How is that different from the message the Paleos have been sending the last, oh, 40 years or so?
Sinnoqrot is philosophical, but anxious. He needs $115 million a month just to pay the salaries of about 145,000 public-sector employees, about half of whom, he says, shaking his head, are listed as security forces, most of whom have weapons.
Can't have a security force without lots of guns and ammo.
The Palestinians get about $35 million a month from internal taxes. But Israel is withholding about $55 million a month in customs and duties it collects for the Palestinians, arguing that a Hamas majority in Parliament means that Hamas, considered a terrorist group, controls the Palestinian Authority.

The major donors - the European Union, the World Bank, the United States and a few Arab nations - do not agree, because Hamas has not yet formed a government, a moment the West wants to postpone until after Israel's March 28 election. Even if Israel were handing over the taxes, Sinnoqrot and the Palestinian Authority would still be in a significant hole, since the monthly budget is about $165 million.

Sinnoqrot calls the Israeli decision to withhold money "neither legal nor acceptable," a "collective punishment" of Palestinians for voting in Hamas.
Yup, pretty much.
Sinnoqrot, a devout Muslim but not a Hamas member, is a potential finance minister for a Hamas government. But he says that no one from Hamas, including the prime minister-designate, Ismail Haniya, has talked to him since the election.

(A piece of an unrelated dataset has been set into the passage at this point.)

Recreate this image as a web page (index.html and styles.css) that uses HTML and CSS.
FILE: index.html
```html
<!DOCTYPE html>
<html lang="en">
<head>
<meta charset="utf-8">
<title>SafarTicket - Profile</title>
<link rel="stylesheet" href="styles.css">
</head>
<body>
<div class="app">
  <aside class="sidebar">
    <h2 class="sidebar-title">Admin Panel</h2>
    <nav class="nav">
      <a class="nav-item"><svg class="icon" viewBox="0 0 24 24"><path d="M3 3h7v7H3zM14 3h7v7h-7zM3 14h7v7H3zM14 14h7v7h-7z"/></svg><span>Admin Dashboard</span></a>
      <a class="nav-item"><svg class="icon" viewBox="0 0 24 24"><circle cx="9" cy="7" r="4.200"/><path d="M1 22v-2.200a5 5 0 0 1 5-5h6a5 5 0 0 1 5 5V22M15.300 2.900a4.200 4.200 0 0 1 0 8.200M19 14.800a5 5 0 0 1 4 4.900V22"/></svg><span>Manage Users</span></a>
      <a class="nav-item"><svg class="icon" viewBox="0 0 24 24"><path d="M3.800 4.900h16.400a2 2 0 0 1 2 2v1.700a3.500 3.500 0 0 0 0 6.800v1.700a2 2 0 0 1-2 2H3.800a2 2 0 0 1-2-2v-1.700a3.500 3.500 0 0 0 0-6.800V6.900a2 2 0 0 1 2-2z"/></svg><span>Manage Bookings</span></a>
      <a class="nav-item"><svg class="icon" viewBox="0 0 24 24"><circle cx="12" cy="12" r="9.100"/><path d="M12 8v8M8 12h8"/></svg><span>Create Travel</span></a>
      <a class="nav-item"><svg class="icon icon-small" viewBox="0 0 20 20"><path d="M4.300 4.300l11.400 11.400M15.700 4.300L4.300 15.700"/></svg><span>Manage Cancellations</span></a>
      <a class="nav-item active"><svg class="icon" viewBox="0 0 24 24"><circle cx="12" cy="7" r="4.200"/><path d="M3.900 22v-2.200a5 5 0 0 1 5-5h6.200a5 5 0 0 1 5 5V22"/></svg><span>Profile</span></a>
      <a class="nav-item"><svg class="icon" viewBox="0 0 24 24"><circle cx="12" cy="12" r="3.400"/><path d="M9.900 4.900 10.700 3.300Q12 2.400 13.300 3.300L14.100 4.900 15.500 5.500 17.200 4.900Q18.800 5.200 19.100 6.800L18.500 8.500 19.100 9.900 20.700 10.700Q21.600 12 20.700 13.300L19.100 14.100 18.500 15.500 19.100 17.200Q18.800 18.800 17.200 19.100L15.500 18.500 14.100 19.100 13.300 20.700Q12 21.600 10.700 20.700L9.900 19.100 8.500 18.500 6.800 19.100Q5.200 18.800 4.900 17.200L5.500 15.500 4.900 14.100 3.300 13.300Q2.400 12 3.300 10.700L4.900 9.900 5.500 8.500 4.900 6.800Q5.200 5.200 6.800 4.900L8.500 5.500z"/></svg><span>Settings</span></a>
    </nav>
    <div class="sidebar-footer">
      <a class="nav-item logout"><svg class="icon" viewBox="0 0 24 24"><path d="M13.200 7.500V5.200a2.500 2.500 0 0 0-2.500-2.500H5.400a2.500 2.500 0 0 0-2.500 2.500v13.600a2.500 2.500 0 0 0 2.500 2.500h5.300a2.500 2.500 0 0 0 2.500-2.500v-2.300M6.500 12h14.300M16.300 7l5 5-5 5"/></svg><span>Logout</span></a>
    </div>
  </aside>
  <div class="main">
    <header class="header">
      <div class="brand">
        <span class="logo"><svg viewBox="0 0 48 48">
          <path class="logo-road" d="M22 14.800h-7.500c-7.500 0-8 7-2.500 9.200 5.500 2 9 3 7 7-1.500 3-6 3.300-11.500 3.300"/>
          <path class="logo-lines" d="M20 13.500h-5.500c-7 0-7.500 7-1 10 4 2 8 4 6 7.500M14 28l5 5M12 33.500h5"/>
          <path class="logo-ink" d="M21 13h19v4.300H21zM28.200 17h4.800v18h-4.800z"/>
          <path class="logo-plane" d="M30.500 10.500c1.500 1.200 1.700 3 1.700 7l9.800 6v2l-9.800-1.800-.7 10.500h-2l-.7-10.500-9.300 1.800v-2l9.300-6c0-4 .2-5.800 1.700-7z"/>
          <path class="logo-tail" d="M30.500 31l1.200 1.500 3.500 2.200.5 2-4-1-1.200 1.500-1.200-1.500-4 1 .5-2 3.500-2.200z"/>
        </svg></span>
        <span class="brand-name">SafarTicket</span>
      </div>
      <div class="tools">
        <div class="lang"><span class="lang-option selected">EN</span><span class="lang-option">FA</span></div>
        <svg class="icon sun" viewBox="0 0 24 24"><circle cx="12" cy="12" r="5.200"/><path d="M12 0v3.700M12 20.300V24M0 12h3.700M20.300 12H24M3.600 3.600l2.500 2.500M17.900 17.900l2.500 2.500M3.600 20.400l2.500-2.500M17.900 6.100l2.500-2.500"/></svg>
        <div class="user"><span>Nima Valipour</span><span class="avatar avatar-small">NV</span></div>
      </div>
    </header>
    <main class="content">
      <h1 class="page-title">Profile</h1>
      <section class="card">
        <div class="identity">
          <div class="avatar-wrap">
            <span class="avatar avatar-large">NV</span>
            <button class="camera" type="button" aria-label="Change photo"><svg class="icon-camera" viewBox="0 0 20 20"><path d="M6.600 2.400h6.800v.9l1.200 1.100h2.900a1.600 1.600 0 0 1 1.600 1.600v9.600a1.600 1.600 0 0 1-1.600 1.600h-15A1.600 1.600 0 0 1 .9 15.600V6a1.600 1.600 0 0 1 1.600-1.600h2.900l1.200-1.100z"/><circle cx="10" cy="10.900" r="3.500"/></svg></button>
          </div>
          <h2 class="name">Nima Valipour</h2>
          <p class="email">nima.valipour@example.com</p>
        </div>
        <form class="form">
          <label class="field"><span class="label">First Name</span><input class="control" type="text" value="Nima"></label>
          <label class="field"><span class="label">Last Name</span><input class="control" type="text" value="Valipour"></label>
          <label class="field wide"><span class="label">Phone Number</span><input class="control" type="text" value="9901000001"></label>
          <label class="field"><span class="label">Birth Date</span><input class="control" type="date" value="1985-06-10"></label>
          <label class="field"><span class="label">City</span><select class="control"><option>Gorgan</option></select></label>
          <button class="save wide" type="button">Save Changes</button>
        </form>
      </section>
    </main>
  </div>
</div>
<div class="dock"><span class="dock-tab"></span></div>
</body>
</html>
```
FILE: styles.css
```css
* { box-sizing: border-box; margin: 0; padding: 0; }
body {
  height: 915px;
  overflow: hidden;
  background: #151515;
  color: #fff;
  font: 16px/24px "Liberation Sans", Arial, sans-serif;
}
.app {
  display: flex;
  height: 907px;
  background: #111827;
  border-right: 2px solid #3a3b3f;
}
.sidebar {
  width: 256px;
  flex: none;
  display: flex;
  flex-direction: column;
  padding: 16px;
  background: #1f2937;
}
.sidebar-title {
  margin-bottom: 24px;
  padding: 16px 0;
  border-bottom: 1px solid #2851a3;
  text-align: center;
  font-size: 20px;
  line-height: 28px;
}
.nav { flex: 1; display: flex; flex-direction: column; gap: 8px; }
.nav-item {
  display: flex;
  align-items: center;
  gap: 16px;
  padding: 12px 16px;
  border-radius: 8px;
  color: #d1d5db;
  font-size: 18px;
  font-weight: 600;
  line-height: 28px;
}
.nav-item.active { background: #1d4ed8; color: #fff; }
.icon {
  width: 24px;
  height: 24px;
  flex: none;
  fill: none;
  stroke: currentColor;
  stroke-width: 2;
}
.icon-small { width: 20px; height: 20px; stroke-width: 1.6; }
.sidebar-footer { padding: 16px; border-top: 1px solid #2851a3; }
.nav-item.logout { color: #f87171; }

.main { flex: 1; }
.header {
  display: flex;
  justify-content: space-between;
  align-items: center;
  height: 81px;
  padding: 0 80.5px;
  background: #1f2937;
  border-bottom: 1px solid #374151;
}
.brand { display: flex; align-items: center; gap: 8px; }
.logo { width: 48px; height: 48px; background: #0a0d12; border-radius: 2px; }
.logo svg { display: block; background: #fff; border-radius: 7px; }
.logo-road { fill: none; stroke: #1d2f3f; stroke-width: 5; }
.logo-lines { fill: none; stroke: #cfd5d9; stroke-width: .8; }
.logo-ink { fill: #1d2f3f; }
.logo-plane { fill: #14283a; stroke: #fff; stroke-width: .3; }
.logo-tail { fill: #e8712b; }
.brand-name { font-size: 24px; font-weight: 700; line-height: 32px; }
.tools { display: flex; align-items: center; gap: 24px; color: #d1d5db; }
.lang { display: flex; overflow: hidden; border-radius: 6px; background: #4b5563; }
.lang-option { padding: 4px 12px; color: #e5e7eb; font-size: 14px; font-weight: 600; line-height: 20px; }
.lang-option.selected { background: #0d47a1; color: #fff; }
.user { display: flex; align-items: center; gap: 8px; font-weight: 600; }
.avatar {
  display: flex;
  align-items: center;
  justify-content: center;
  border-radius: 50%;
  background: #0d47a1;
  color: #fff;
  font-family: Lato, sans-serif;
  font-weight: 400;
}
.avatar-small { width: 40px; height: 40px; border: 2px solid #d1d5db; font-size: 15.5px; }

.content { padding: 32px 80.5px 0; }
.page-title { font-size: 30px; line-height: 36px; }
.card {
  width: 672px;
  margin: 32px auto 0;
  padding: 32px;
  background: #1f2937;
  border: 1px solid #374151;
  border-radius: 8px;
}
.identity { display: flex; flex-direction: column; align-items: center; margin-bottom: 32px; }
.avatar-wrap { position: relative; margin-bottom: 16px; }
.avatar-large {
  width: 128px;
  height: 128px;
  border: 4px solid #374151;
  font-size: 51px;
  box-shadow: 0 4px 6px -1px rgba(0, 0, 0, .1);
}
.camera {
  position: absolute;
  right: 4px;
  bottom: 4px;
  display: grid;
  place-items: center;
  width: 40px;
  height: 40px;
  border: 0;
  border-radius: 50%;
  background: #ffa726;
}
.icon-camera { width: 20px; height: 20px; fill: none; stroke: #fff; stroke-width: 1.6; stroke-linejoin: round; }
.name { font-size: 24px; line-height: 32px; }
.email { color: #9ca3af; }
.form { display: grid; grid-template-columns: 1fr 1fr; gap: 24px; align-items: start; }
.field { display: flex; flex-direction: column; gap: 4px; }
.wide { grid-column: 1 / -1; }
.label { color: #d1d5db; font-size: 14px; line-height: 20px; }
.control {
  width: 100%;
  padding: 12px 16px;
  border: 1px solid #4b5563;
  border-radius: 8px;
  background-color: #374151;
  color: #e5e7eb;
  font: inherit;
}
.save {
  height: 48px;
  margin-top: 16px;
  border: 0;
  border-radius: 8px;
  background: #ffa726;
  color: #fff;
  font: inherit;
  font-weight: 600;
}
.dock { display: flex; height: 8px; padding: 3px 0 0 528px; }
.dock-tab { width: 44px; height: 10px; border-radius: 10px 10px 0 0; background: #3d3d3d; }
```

Sinnoqrot urges the world to see the Hamas victory "as a real window of opportunity" created by democracy.
Oh it was, it was -- the world got to see just exactly what Hamas is.
But Israel and the quartet - the United States, the European Union, Russia and the United Nations - have warned that a new Hamas government will face isolation and further cuts in funds unless it recognizes Israel, rejects violence and accepts the validity of previous Israeli-Palestinian agreements. Those are major hurdles that Hamas is unlikely to get over soon, if ever, but if Hamas does not, warned the U.S. assistant secretary of state for Near Eastern affairs, David Welch, the United States intends "to make their ability to function as a government enormously difficult."
Must be one of Condi's people.
On Friday in Salzburg, European Union foreign ministers warned Hamas that "money will not flow to the new authority unless it seeks peace by peaceful means," in the words of the EU's external relations commissioner, Benita Ferrero-Waldner. "We want to remain a reliable partner for the Palestinian people, but we will not go soft on our principles," she said. At the same time, the EU foreign policy chief, Javier Solana, said Europe "must find ways to support the Palestinian people," and he added: "We want to maintain what has taken us so many years to build up: a Palestinian Authority that is the embryo of a state we must complete and which one day will exist."
He really is sampling his own product, isn't he?
Hamas is considered unlikely to make the world's choices easy, so Solana, Welch and the quartet's envoy, James Wolfensohn, are exploring how to create a new structure to funnel money to the Palestinians through President Mahmoud Abbas, of the Fatah party, somehow bypassing the authority.

Sinnoqrot thinks that is a bad idea. "We shouldn't have a shadow government here," he said. "It's not our way."
"Our way is no government at all!"
A senior Fatah official and a crucial figure in controlling the Palestinian security services, Jibril Rajoub, warned in a separate interview the world must help ensure "that we keep the security apparatus out of this situation," in part by ensuring that the armed men get paid.
Maybe the Israelis could helizap a few, and the rest would decide to become auto mechanics.